On Tue, Mar 23, 2021 at 5:24 AM Marc Nieper-Wißkirchen <xxxxxx@nieper-wisskirchen.de> wrote:

I don't see why the use of a small interpreter is important. Every Scheme system already contains an interpreter for the full Scheme language (to implement `eval`, for example), so that' no reasoning for coming up with a new (smaller) language.

Most Schemes don't provide a way to switch out the global environment and install a new one (see below). We do need to share run-time data structures with `read`, which is what we want.

Which reminds me that CL has a dynamic variable *read-eval* that controls whether #. works or not; if T it works, if NIL a reader error is signaled. The default in CL is T, but I think for us it should be #f so that using `read` to read a datafile of S-expressions cannot break your program unless you explicitly enable it. (We've learned a bit about malware since the 1980s.)

As I wrote earlier, the situation is comparable to procedural macros. A lot of their power comes from the fact that they allow the full Scheme language (executed at a different phase than the actual program). The code used in procedural macros usually doesn't affect (and shouldn't affect) any global state.

With great power comes great responsibility. It may be that the self-restraint solution is sufficient even for public code, given the read-eval parameter.

So "#.(values 1 2 3)" could be read as three tokens, "1", "2", and "3"?

No. In the pre-ANSI standard, the hash-dot form had to return 0 values or 1 value only, since there is no way to specify "multiple values" on input except as multiple arguments to `values`.

That "#.(values)" evaluates to "()" doesn't make sense logically and shouldn't be adopted.\

CL has a coercion saying that where the continuation expects exactly one value (as in a function argument), multiple values are coerced to the first value only, and 0 values are coerced to (). The definition of #. says "#.foo is read as THE object resulting from the evaluation of the object represented by foo" (emphasis added). The implicature is that #. expects only one value, and if it gets more or less, the above coercion is applied. "The life of [CL] has not been logic: it has been experience." --not quite Oliver Wendell Holmes Jr.

Simple character-based parsers aren't composable, though. Assume, there is not only the "[...]" type but also a new kind of string "{...}" defined somewhere else.

Now, how to handle "[1 2 3 {]}]"?

If you look at my description above, there is no issue, because the #\[ handler invokes `read` recursively, so it is responsible for processing the "{]}" element of the list using the #\{ handler (which is indeed a character parser). The #\[ handler only uses peek-char when looking for the terminating character. It is quite common to abstract this into a procedure that CL calls `read-delimited-list`; it takes the terminating character as an argument.
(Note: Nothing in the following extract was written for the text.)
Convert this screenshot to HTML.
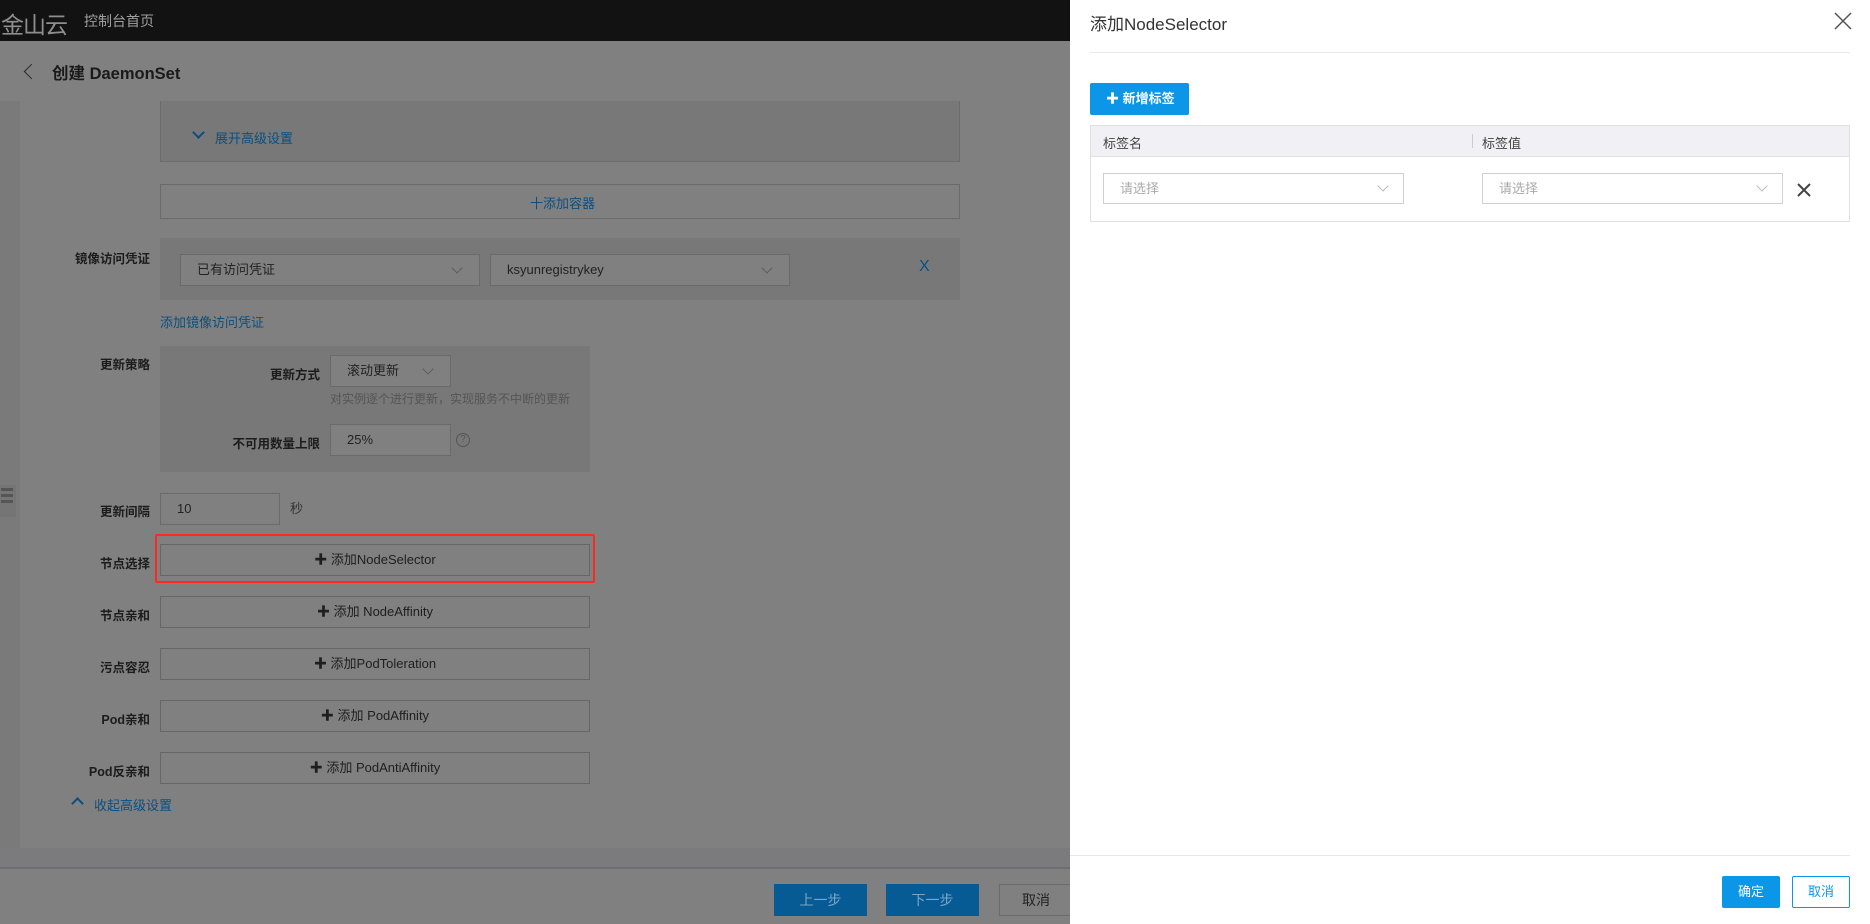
<!DOCTYPE html>
<html><head><meta charset="utf-8"><style>
*{margin:0;padding:0;box-sizing:border-box}
body{width:1870px;height:924px;overflow:hidden;position:relative;background:#808080;font-family:"Liberation Sans","Noto Sans CJK SC",sans-serif;color:#1f1f1f;font-size:13px}
.a{position:absolute}
.hdr{left:0;top:0;width:1870px;height:41px;background:#121212}
.lbl{position:absolute;width:150px;text-align:right;font-size:12.5px;color:#1c1c1c;font-weight:bold}
.box{position:absolute;background:#787878}
.inp{position:absolute;border:1px solid #6a6a6a;background:#808080;font-size:13px;color:#222;line-height:30px;padding-left:16px}
.btn{position:absolute;left:160px;width:430px;height:32px;border:1px solid #666;background:#808080;text-align:center;line-height:30px;font-size:13px;color:#1e1e1e}
.chev{position:absolute;width:8px;height:8px;border-right:1px solid #5c5c5c;border-bottom:1px solid #5c5c5c;transform:rotate(45deg)}
.blue{color:#0a4f80}
.drawer{left:1070px;top:0;width:800px;height:924px;background:#fff}
.sel{position:absolute;height:31px;border:1px solid #d0d0d0;background:#fff;color:#aaa;font-size:13px;line-height:29px;padding-left:16px}
.sel .chev{border-color:#bbb;top:8px;right:16px}
</style></head><body>
<div class="a hdr"></div>
<div class="a" style="left:1px;top:6px;font-size:23px;color:#8e8e8e;letter-spacing:-1px">金山云</div>
<div class="a" style="left:84px;top:11px;font-size:14px;color:#a0a0a0">控制台首页</div>
<div class="a" style="left:0;top:41px;width:1070px;height:60px;background:#808080"></div>
<div class="chev" style="left:26px;top:66px;width:11px;height:11px;border-right:none;border-bottom:1.5px solid #2a2a2a;border-left:1.5px solid #2a2a2a"></div>
<div class="a" style="left:52px;top:60px;font-size:16.5px;font-weight:bold;color:#1a1a1a">创建 DaemonSet</div>
<div class="a" style="left:0;top:101px;width:20px;height:767px;background:#7a7a7b"></div>
<div class="a" style="left:0;top:848px;width:1070px;height:20px;background:#7b7b7d"></div>
<div class="a" style="left:0;top:867px;width:1070px;height:2px;background:#6e6e6e"></div>
<div class="a" style="left:0;top:485px;width:16px;height:32px;background:#757575"></div>
<div class="a" style="left:1px;top:488px;width:12px;height:3px;background:#555;box-shadow:0 6px 0 #555,0 12px 0 #555"></div>

<div class="box" style="left:160px;top:101px;width:800px;height:61px;border:1px solid #6c6c6c;border-top:none"></div>
<div class="chev" style="left:194px;top:128px;border-color:#0a4f80;border-width:2px;border-style:none solid solid none;width:9px;height:9px"></div>
<div class="a blue" style="left:215px;top:128px;font-size:13px">展开高级设置</div>
<div class="a" style="left:160px;top:184px;width:800px;height:35px;border:1px solid #6a6a6a"></div>
<div class="a blue" style="left:530px;top:193px;font-size:13px">十添加容器</div>

<div class="lbl" style="left:0;top:248px">镜像访问凭证</div>
<div class="box" style="left:160px;top:238px;width:800px;height:62px"></div>
<div class="inp" style="left:180px;top:254px;width:300px;height:32px">已有访问凭证<div class="chev" style="right:18px;top:9px"></div></div>
<div class="inp" style="left:490px;top:254px;width:300px;height:32px">ksyunregistrykey<div class="chev" style="right:18px;top:9px"></div></div>
<div class="a blue" style="left:919px;top:258px;font-size:16px">X</div>
<div class="a blue" style="left:160px;top:312px;font-size:13px">添加镜像访问凭证</div>

<div class="lbl" style="left:0;top:354px">更新策略</div>
<div class="box" style="left:160px;top:346px;width:430px;height:126px"></div>
<div class="lbl" style="left:170px;top:364px">更新方式</div>
<div class="inp" style="left:330px;top:355px;width:121px;height:32px">滚动更新<div class="chev" style="right:18px;top:9px"></div></div>
<div class="a" style="left:330px;top:390px;font-size:12px;color:#555">对实例逐个进行更新，实现服务不中断的更新</div>
<div class="lbl" style="left:170px;top:433px">不可用数量上限</div>
<div class="inp" style="left:330px;top:424px;width:121px;height:32px">25%</div>
<div class="a" style="left:456px;top:433px;width:14px;height:14px;border:1px solid #555;border-radius:50%;font-size:10px;line-height:12px;text-align:center;color:#555">?</div>

<div class="lbl" style="left:0;top:501px">更新间隔</div>
<div class="inp" style="left:160px;top:493px;width:120px;height:32px">10</div>
<div class="a" style="left:290px;top:498px;font-size:13px;color:#333">秒</div>

<div class="lbl" style="left:0;top:553px">节点选择</div>
<div class="btn" style="top:544px">✚ 添加NodeSelector</div>
<div class="a" style="left:155px;top:534px;width:440px;height:49px;border:2px solid #ff2a1f;border-radius:2px"></div>
<div class="lbl" style="left:0;top:605px">节点亲和</div>
<div class="btn" style="top:596px">✚ 添加 NodeAffinity</div>
<div class="lbl" style="left:0;top:657px">污点容忍</div>
<div class="btn" style="top:648px">✚ 添加PodToleration</div>
<div class="lbl" style="left:0;top:709px">Pod亲和</div>
<div class="btn" style="top:700px">✚ 添加 PodAffinity</div>
<div class="lbl" style="left:0;top:761px">Pod反亲和</div>
<div class="btn" style="top:752px">✚ 添加 PodAntiAffinity</div>
<div class="chev" style="left:73px;top:799px;border-color:#0a4f80;border-width:2px 0 0 2px;border-style:solid;width:9px;height:9px"></div>
<div class="a blue" style="left:94px;top:795px;font-size:13px">收起高级设置</div>

<div class="a" style="left:774px;top:884px;width:93px;height:32px;background:#065b95;color:#7ea6c4;text-align:center;line-height:32px;font-size:14px">上一步</div>
<div class="a" style="left:886px;top:884px;width:93px;height:32px;background:#065b95;color:#7ea6c4;text-align:center;line-height:32px;font-size:14px">下一步</div>
<div class="a" style="left:999px;top:884px;width:80px;height:32px;border:1px solid #6a6a6a;color:#222;line-height:30px;padding-left:22px;font-size:14px">取消</div>

<div class="a drawer"></div>
<div class="a" style="left:1090px;top:10px;font-size:17px;color:#333">添加NodeSelector</div>
<svg class="a" style="left:1834px;top:12px" width="18" height="18"><path d="M1 1L17 17M17 1L1 17" stroke="#555" stroke-width="1.5"/></svg>
<div class="a" style="left:1090px;top:52px;width:760px;height:1px;background:#e8e8e8"></div>
<div class="a" style="left:1090px;top:83px;width:99px;height:32px;background:#0b96e8;border-radius:2px;color:#fff;font-size:13px;font-weight:bold;line-height:32px;padding-left:16px">✚ 新增标签</div>
<div class="a" style="left:1090px;top:125px;width:760px;height:97px;border:1px solid #e0e0e0"></div>
<div class="a" style="left:1091px;top:126px;width:758px;height:31px;background:#f0f0f5;border-bottom:1px solid #e0e0e0"></div>
<div class="a" style="left:1103px;top:133px;font-size:13px;color:#444">标签名</div>
<div class="a" style="left:1472px;top:134px;width:1px;height:14px;background:#ccc"></div>
<div class="a" style="left:1482px;top:133px;font-size:13px;color:#444">标签值</div>
<div class="sel" style="left:1103px;top:173px;width:301px">请选择<div class="chev"></div></div>
<div class="sel" style="left:1482px;top:173px;width:301px">请选择<div class="chev"></div></div>
<svg class="a" style="left:1797px;top:183px" width="14" height="14"><path d="M1 1L13 13M13 1L1 13" stroke="#444" stroke-width="2"/></svg>
<div class="a" style="left:1070px;top:855px;width:780px;height:1px;background:#e8e8e8"></div>
<div class="a" style="left:1722px;top:876px;width:58px;height:32px;background:#0b96e8;border-radius:2px;color:#fff;text-align:center;line-height:32px;font-size:13px">确定</div>
<div class="a" style="left:1792px;top:876px;width:58px;height:32px;border:1px solid #0b96e8;border-radius:2px;color:#0b96e8;text-align:center;line-height:30px;font-size:13px">取消</div>
</body></html>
More useful CL reader functions and parameters can be found at <http://clhs.lisp.se/Body/c_reader.htm>

How to handle "[1 2 #;(very complicated datum) 3]"?

Also by the recursive use of `read`.

How to handle "#0=[1 2 #0#]"?

The external reader will handle the "#0=" part and the internal ("recursive", in CL terms) reader will handle "#0#". They need to share state. CL `read` normally creates a new state object when a new top-level sexp is being parsed, and accepts an optional argument to tell a recursive invocation to share state with its caller.

If the reader extensions are based on character-by-character parsers (which I don't think will work satisfactorily as I tried to illustrate with my example above),

They have access to both char-by-char and sexp-by-sexp parsing.

I don't think it is a good idea to assume any special order,

I don't understand this at all. Take the case of parsing ordinary lists (which in CL is typically accomplished with the use of `read-delimited-list`). If you want to start several parsers running in parallel for the sexps of the list, how do you know where to start them, even if the whole file is in memory as a string?

This is no problem if HashDot Scheme is normal Scheme. The "xvector" type is just defined as most other types in a Scheme library, which is then imported by the reader code.

True. But I'm concerned about the compiler's own environment being upset. You'll note that an import is not an expression, nor is it acceptable to `eval`, leaving dynamic importing to a possible future SRFI. This means that procedural macros cannot change the global import state. If we allow read macros to do so, and the compiler has (unknown to the programmer) imported certain libraries, what happens when loading the source code imports conflicting libraries? I think this will require support for multiple global environments.